One of the goals of New Farm Development Initiative is connect new farmers in the region with training oportunities and knowledgeable mentors. As part of this goal, we offer support to new farm correspondents who wish to attend and travel to agriculture industry events. These correspondents assist us in linking to information and contacts available in our region and beyond and provide valuable insight into the value of attending such events.
I am finishing my final year of an Environmental Studies degree at UNBC, and looking forward to getting more agricultural experience around the province in upcoming growing seasons! My experiences this past summer as an intern at an organic farm and aquaponics operation, hauling hay bales at a cattle and lamb farm, and cultivating our own plot of veggies taught me a lot about farming and the workload required in organic agriculture. I’m reading and learning a lot about permaculture and edible forest gardening, and look forward to implementing these progressive approaches when I finally have some land of my own.
Learning about Farmland
While the idea of having farmland to call your own is appealing to many of us, the task of finding and securing land can be daunting. The time required to navigate through complicated regulations and processes is substantial, but fortunately there are resources available to help us new farmers find land to cultivate. Jillian Merrick from Beyond the Market spent a few weeks in the fall travelling the Highway 16 corridor, delivering presentations on access to agricultural land for the benefit of prospective producers in our region. Whether you are looking to rent an acre to develop your skills or buy a quarter section of pasture, doing your homework beforehand could save you a great deal of time and money in the long run.
After introducing ourselves and hearing a bit about agriculture in the Regional District of Fraser Fort George, the Prince George session got underway, complete with information on what options are available, how to pursue them, and how much farm land costs in northern BC. An obvious but oft overlooked tip for land-seekers is to know the history of your potential purchase by talking to neighbours; they may know something about the land that will affect how you develop and use it in the future. Visibility, security, and invasive and noxious weeds are other important aspects to keep in mind for farmland, which may be somewhat dependant on your intended uses of the property.

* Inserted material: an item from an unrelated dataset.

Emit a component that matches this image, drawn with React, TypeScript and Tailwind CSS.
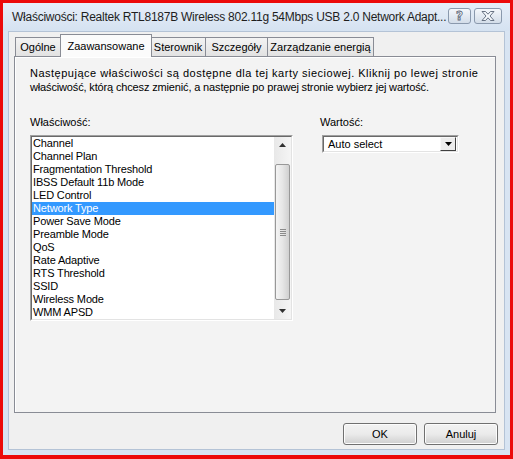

The workshop also covered information on farm business structures, an important consideration for a future farmer. Sole proprietorships are common and straightforward, while partnerships and cooperatives provide options for couples, families, or communities to invest in an agricultural endeavour together. Corporations are costly to start and maintain, but their separation from owners and limited liability provide a good option for larger operations. Community farms were also mentioned, in which the farm is owned, operated, and managed by a group of people who all contribute to the business in finances, labour, or other skills (such as accounting or marketing). The right structure for you depends on your intentions and aspirations, and may be affected by how you intend to sell your farm products.
The fun part of the workshop (in my opinion) was looking at available land and getting an idea of what is available and how much it would cost. Land in the north is generally much less expensive than land in other parts of BC, when similar sizes and types of property are compared. Prices per acre range from $500 to $3000 for large undeveloped lots, while developed and small lots closer to towns tend to range from $3000 to $20,000 per acre. However, the best option for young farmers with limited financial capital is often to not buy land at all. There are a number of business arrangements and agreements that can give a farmer access to land, without the hassle and commitment associated with a purchase.
Renting and leasing land are the most common forms of land-access agreements, and the costs and benefits can be negotiated by the landowner and farmer. Communication between the landowner and farmer is essential, and a memorandum of understanding, contract, and/or license can be a good way to ensure that the arrangement is clearly defined. Long-term options are available, such as a registered lease (which can stay with the land even after it is sold), although it is important to note that a lease on a portion of title that lasts 3 years or more is considered a subdivision, and may not be possible on ALR land. Other options include a rolling lease, which is renewed annually, or a leasehold subdivision, which can be approved by the ALC and give the leaseholder the ability to use the leased land for a greater length of time. While the formal paperwork should include details on acceptable uses of land, access rights, ownership of improvements, and other specifics, creative solutions are acceptable; a crop-share can give the landowner a portion of produce or profit from the farm, without requiring upfront cost to the farmer.
Another option for up-and-coming farmers is the incubator farm, a parcel of land on an existing farm that is given to a young farmer for a season (or several), with guidance from experienced farmers. Models and resources regarding both progressive and conventional arrangements can be found online, and a plethora of information on other land-access arrangements is available from government ministries and non-governmental organizations. Two resource guide were distributed during teh workshop: The Land Conservancy of BC’s Guide to Farmland Access Agreements, and Young Agrarians’ Land Access Guide 2.0.
While the information in workshops and land access guides is valuable and worthwhile, it is generally recommended that you consult a lawyer before signing any legally binding documents. Best of luck to those of you looking for land!